I have two chief concerns right now, winter wardrobe-wise, being opposite sides of the same coin: First, how to knit myself a couple of sweaters that aren’t too warm for my climate and work well with my collection of pants. (What shape? What yarn? The internal debate is interminable.) Second, what to do with the assorted beautiful wool in my stash such that it is wearable in my climate. Of the two, the one I’m trying most to focus on is the latter, since it makes use of stash — and specifically of yarn I have because I’m dying to knit with it! So I keep going back to my dickey and what I said about Brandi’s neck pieces — the notion of sewing myself a couple of simple things that would fill in for lighter-weight sweaters (e.g., a sweatshirt instead of a pullover; a kimono jacket instead of a cardigan), and layering them with wool neck accessories that are easier and more flexible to wear than were I to commit the same yarn to a full sweater. Which brings me to Churchmouse’s Two-Point Cowl, pictured above in two different gauges. The simple but effective pattern — which wears more like a wrap than a cowl, and also looks great more bunched up — is easy to adapt to any gauge, making it a good candidate for the variety of yarns I have in waiting. And it’s a great pattern for just letting a good yarn shine.

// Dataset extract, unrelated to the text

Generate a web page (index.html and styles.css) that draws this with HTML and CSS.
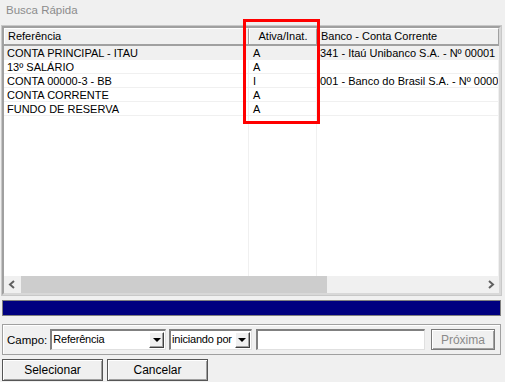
FILE: index.html
```html
<!DOCTYPE html>
<html>
<head>
    <title>Busca Rápida</title>
    <link rel="stylesheet" href="styles.css">
</head>
<body>

<div class="window">
    <div class="title">Busca Rápida</div>

    <div class="grid">
        <div class="grid-head">
            <div class="cell col-ref">Referência</div>
            <div class="cell col-ativa">Ativa/Inat.</div>
            <div class="cell col-banco">Banco - Conta Corrente</div>
        </div>
        <div class="grid-body">
            <div class="row selected">
                <div class="cell col-ref">CONTA PRINCIPAL - ITAU</div>
                <div class="cell col-ativa">A</div>
                <div class="cell col-banco">341 - Itaú Unibanco S.A. - Nº 00001</div>
            </div>
            <div class="row">
                <div class="cell col-ref">13º SALÁRIO</div>
                <div class="cell col-ativa">A</div>
                <div class="cell col-banco"></div>
            </div>
            <div class="row">
                <div class="cell col-ref">CONTA 00000-3 - BB</div>
                <div class="cell col-ativa">I</div>
                <div class="cell col-banco">001 - Banco do Brasil S.A. - Nº 00000</div>
            </div>
            <div class="row">
                <div class="cell col-ref">CONTA CORRENTE</div>
                <div class="cell col-ativa">A</div>
                <div class="cell col-banco"></div>
            </div>
            <div class="row">
                <div class="cell col-ref">FUNDO DE RESERVA</div>
                <div class="cell col-ativa">A</div>
                <div class="cell col-banco"></div>
            </div>
            <div class="row filler">
                <div class="cell col-ref"></div>
                <div class="cell col-ativa"></div>
                <div class="cell col-banco"></div>
            </div>
        </div>
        <div class="hscroll">
            <div class="arrow">
                <svg width="17" height="17" viewBox="0 0 17 17"><polyline points="10,5 6,8.5 10,12" fill="none" stroke="#606060" stroke-width="2"/></svg>
            </div>
            <div class="track"><div class="thumb"></div></div>
            <div class="arrow">
                <svg width="17" height="17" viewBox="0 0 17 17"><polyline points="7,5 11,8.5 7,12" fill="none" stroke="#606060" stroke-width="2"/></svg>
            </div>
        </div>
        <!-- destaque da coluna -->
        <div class="highlight"></div>
    </div>

    <div class="progress"></div>

    <div class="search-box">
        <label class="lbl">Campo:</label>
        <div class="combo combo-campo">
            <span class="combo-text">Referência</span>
            <span class="combo-btn"><span class="tri"></span></span>
        </div>
        <div class="combo combo-tipo">
            <span class="combo-text">iniciando por</span>
            <span class="combo-btn"><span class="tri"></span></span>
        </div>
        <input type="text" class="busca">
        <button class="btn btn-proxima" disabled>Próxima</button>
    </div>

    <div class="actions">
        <button class="btn btn-main">Selecionar</button>
        <button class="btn btn-main">Cancelar</button>
    </div>
</div>

</body>
</html>
```

FILE: styles.css
```css
body {
    margin: 0;
    background-color: #f0f0f0;
    font-family: "Liberation Sans", Arial, sans-serif;
    font-size: 11px;
    color: #000;
}
.window {
    width: 505px;
    height: 382px;
    display: flex;
    flex-direction: column;
}
.title {
    color: #8c8c8c;
    font-size: 11.5px;
    padding: 4px 0 0 6px;
    height: 20px;
    box-sizing: border-box;
}
.grid {
    position: relative;
    margin: 6px 4px 0 2px;
    height: 269px;
    border-top: 2px solid #a0a0a0;
    border-left: 2px solid #a0a0a0;
    border-right: 2px solid #d8d8d8;
    border-bottom: 2px solid #d8d8d8;
    outline: 1px solid #c8c8c8;
    background-color: #fff;
    display: flex;
    flex-direction: column;
    box-sizing: border-box;
}
.grid-head {
    display: flex;
    height: 16px;
    background-color: #fff;
    border-bottom: 2px solid #a0a0a0;
}
.grid-head .cell {
    border: 1px solid #fff;
    border-right-color: #a0a0a0;
    border-bottom: none;
    background-color: #f0f0f0;
    padding-left: 3px;
    line-height: 15px;
}
.grid-head .col-ativa {
    text-align: center;
    padding-left: 0;
}
.cell {
    box-sizing: border-box;
    white-space: nowrap;
    overflow: hidden;
}
.col-ref {
    width: 245px;
}
.col-ativa {
    width: 68px;
}
.col-banco {
    flex: 1;
}
.grid-body {
    flex: 1;
    display: flex;
    flex-direction: column;
}
.row {
    display: flex;
    height: 13px;
    border-bottom: 1px solid #f0f0f0;
    box-sizing: content-box;
}
.row .cell {
    padding-left: 3px;
    line-height: 14px;
    border-right: 1px solid #f0f0f0;
}
.row .col-ativa {
    padding-left: 4px;
}
.row.selected {
    background-color: #f0f0f0;
}
.row.filler {
    flex: 1;
    border-bottom: none;
}
.hscroll {
    display: flex;
    height: 17px;
    background-color: #f0f0f0;
}
.hscroll .arrow {
    width: 17px;
    height: 17px;
}
.track {
    flex: 1;
}
.thumb {
    width: 306px;
    height: 17px;
    background-color: #cdcdcd;
}
.highlight {
    position: absolute;
    left: 239px;
    top: -9px;
    width: 77px;
    height: 105px;
    border: 3px solid #ff0000;
    box-sizing: border-box;
}
.progress {
    margin: 5px 4px 0 2px;
    height: 16px;
    background-color: #000080;
    border: 1px solid #808080;
    box-sizing: border-box;
}
.search-box {
    margin: 8px 4px 0 2px;
    height: 31px;
    border: 1px solid #a0a0a0;
    box-shadow: inset 1px 1px 0 #fff;
    display: flex;
    align-items: center;
    padding: 0 5px 0 4px;
    gap: 3px;
    box-sizing: border-box;
}
.lbl {
    font-size: 11.5px;
}
.combo {
    display: flex;
    height: 21px;
    border-top: 2px solid #808080;
    border-left: 2px solid #808080;
    border-right: 1px solid #e0e0e0;
    border-bottom: 1px solid #e0e0e0;
    background-color: #fff;
    box-sizing: border-box;
    align-items: stretch;
}
.combo-campo {
    width: 119px;
}
.combo-tipo {
    width: 85px;
}
.combo-text {
    flex: 1;
    font-size: 11px;
    letter-spacing: -0.2px;
    line-height: 17px;
    padding-left: 1px;
    white-space: nowrap;
    overflow: hidden;
}
.combo-btn {
    width: 15px;
    margin: 1px 1px 1px 0;
    background-color: #f0f0f0;
    border-top: 1px solid #fff;
    border-left: 1px solid #fff;
    border-right: 1px solid #404040;
    border-bottom: 1px solid #404040;
    box-shadow: inset -1px -1px 0 #a0a0a0;
    box-sizing: border-box;
    display: flex;
    align-items: center;
    justify-content: center;
}
.tri {
    width: 0;
    height: 0;
    border-left: 4px solid transparent;
    border-right: 4px solid transparent;
    border-top: 4px solid #000;
}
.busca {
    width: 169px;
    height: 21px;
    margin: 0 0 0 1px;
    padding: 0;
    border-top: 2px solid #808080;
    border-left: 2px solid #808080;
    border-right: 1px solid #e0e0e0;
    border-bottom: 1px solid #e0e0e0;
    box-sizing: border-box;
}
.btn {
    font-family: "Liberation Sans", Arial, sans-serif;
    font-size: 12px;
    background-color: #f0f0f0;
    border: 1px solid #555;
    box-shadow: inset 1px 1px 0 #fff, inset -1px -1px 0 #a0a0a0;
    padding: 0;
    color: #000;
}
.btn-proxima {
    width: 66px;
    height: 21px;
    margin-left: 3px;
    color: #8a8a8a;
    border-color: #7a7a7a;
}
.actions {
    display: flex;
    gap: 4px;
    margin: 4px 0 0 2px;
}
.btn-main {
    width: 101px;
    height: 22px;
}
```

(p.s. Sorry for my unintended absence yesterday. I was sick all weekend and didn’t get a post written. All better now!)
I’m endlessly amazed at how musicians can be given the same limited set of musical notes and yet come up with an infinite number of new tunes and melodies. I feel a bit the same about these two shawls — oversized rectangular wraps — both of which are based on the simple concept of squares knitted in alternating stockinette and reverse stockinette:
TOP: Ippen Shawl by Claudia Eisenkolb puts two twists on the classic big-basketweave effect: the squares give way to wedges at the center, turning the rectangle into a U shape; and there’s a stripe of color running the length of it that shifts depending on whether you’re in a stockinette or reverse-stockinette block, from a solid line to a ticking stripe [Link updated 11.13, original Ravelry pattern listing was broken]

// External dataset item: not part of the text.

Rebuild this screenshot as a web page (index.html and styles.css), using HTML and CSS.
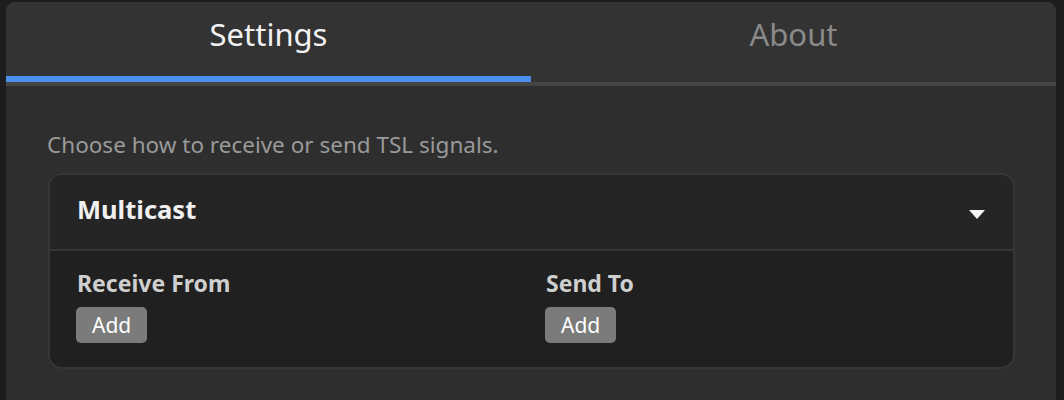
FILE: index.html
```html
<!DOCTYPE html>
<html lang="en">
<head>
<meta charset="utf-8">
<title>Settings</title>
<link rel="stylesheet" href="styles.css">
</head>
<body>
<div class="panel">
  <div class="tabs">
    <div class="tab active">Settings</div>
    <div class="tab">About</div>
  </div>
  <div class="content">
    <p class="desc">Choose how to receive or send TSL signals.</p>
    <div class="card">
      <div class="card-head">
        <span class="card-title">Multicast</span>
        <span class="caret"></span>
      </div>
      <div class="card-body">
        <div class="col">
          <div class="label">Receive From</div>
          <button class="btn">Add</button>
        </div>
        <div class="col">
          <div class="label">Send To</div>
          <button class="btn">Add</button>
        </div>
      </div>
    </div>
  </div>
</div>
</body>
</html>
```
FILE: styles.css
```css
html, body {
  margin: 0;
  height: 100%;
}
body {
  background: #1d1d1d;
  padding: 2px 8px 0 6px;
  box-sizing: border-box;
  font-family: "Noto Sans", "Open Sans", sans-serif;
  overflow: hidden;
}
.panel {
  background: #2e2e2e;
  border-radius: 9px 9px 0 0;
  height: 100%;
  overflow: hidden;
}
.tabs {
  display: flex;
  background: #333333;
  border-bottom: 4px solid #454545;
}
.tab {
  flex: 1;
  text-align: center;
  height: 66px;
  padding-top: 8px;
  box-sizing: content-box;
  font-size: 31px;
  line-height: 48px;
  color: #8a8a8a;
  border-bottom: 6px solid transparent;
}
.tab.active {
  color: #f2f2f2;
  border-bottom-color: #4a8fec;
}
.content {
  padding: 0 41px 0 42px;
}
.desc {
  margin: 0 0 0 -1px;
  padding-top: 44px;
  font-size: 22.5px;
  line-height: 30px;
  color: #9a9a9a;
}
.card {
  margin-top: 13px;
  background: #202020;
  border: 2px solid #363636;
  border-radius: 14px;
  overflow: hidden;
}
.card-head {
  display: flex;
  align-items: center;
  justify-content: space-between;
  height: 74px;
  padding: 0 28px 0 27px;
  background: #252525;
  border-bottom: 2px solid #363636;
}
.card-title {
  font-size: 25.5px;
  font-weight: 700;
  color: #f0f0f0;
  margin-top: -6px;
}
.caret {
  width: 0;
  height: 0;
  border-left: 8.5px solid transparent;
  border-right: 8.5px solid transparent;
  border-top: 9px solid #f5f5f5;
  margin-top: 4px;
}
.card-body {
  display: grid;
  grid-template-columns: 1fr 1fr;
  column-gap: 29px;
  padding: 16px 28px 24px 26px;
}
.col {
  display: flex;
  flex-direction: column;
  align-items: flex-start;
}
.label {
  font-size: 23px;
  font-weight: 700;
  color: #cfcfcf;
  line-height: 32px;
  padding-left: 1px;
}
.btn {
  margin-top: 8px;
  height: 36px;
  padding: 0 16px;
  border: none;
  border-radius: 5px;
  background: #7b7b7b;
  color: #ffffff;
  font-family: inherit;
  font-size: 21px;
  line-height: 36px;
}
```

BOTTOM: Sjal by Antonia Shankland is a subtle collection of nested squares that change scale along the way
Already our Fringe HQ next-door neighbors are cranking the shared A/C, and I’m sitting huddled over the space heater on perfectly warm days with my big grey shawl around my shoulders, trying to get it to stay draped over my goosebump-covered arms. I’m dreading those long months ahead where it’s 100 degrees outside and 65 inside. Thinking about my spring/summer clothes — and specifically the fact that several of my favorite things are wide-cut smock tops that don’t play well with cardigans — I started wondering if there was such a thing as a single garment that could be left over my chair at work and pulled on over literally anything, including those smocks. After a few not-useless hours spent combing through kimono- and batwing-shaped cardigan patterns on Ravelry, I finally realized the answer was right here on the blog, in a New Favorites post from three years ago: Flying Squirrel by Michiyo. It’s a wide rectangle shawl/wrap/stole (ok, it’s a blanket), and can be worn as such, but it also has cuffs. CUFFS! For those moments when you need your blanket-scarf to pretend to have sleeves. But given that it technically has none, there’s no garment interference to worry about. And it’s cute!
I found the unicorn! Now I just have to knit it (minus the sporty stripes) … which might take me a lifetime of frozen summers. That is a whoooole lotta garter rib right there.
I have got camping fever, people. West Texas road trip fever. Live in a van fever, even. I’m way past due for an outdoor adventure, and editing a book of camping recipes (with corresponding drool-inducing images of savory foods in cast-iron skillets over open fires) is not helping. Then along comes the preview for the new issue of Pom Pom Quarterly. Look! Oddly, I wasn’t factoring knitwear into any daydreams I may have been having, but I am now!
LEFT: These adorably slouchy Camp and Trail socks by Pom Pom’s Lydia Gluck would be a dream after a long hike into the backcountry or around a campground fire.
RIGHT: And this Flying Squirrel wrap by Michiyo (from the new Brooklyn Tweed Wool People 5 collection) would be equally perfect around camp. It’s a big rectangle shawl with anchoring armholes on two corners, which you wouldn’t always have to use. It cracks me up that the pattern is called Flying Squirrel (get it?), and that it’s defined as a “textured stole garment.”
Have I ever told you my friends Meg and Jo (mother and daughter), who taught me to knit, take camping trips together where they just camp and knit? I need to get in on that.
We all know how important it is to have a simple little stockinette project on the needles, for those times when you want something mindless to knit. Or when you’ve screwed up a row of your slightly lacy cardigan and aren’t ready to face fixing it …
LEFT: Cabinfour’s Nordic Wind is a super simple little triangle shawl with wide stripes — shown in four shades of grey, from dark to light, for a little bit of ombré effect.
RIGHT: The Purl Bee’s Beautiful Spring Scarf is nothing but a stockinette rectangle with fringe. But ooh la la, how curious am I about that cashmere-linen blend yarn it’s designed for. And the idea of nylon cord for the fringe is pretty genius.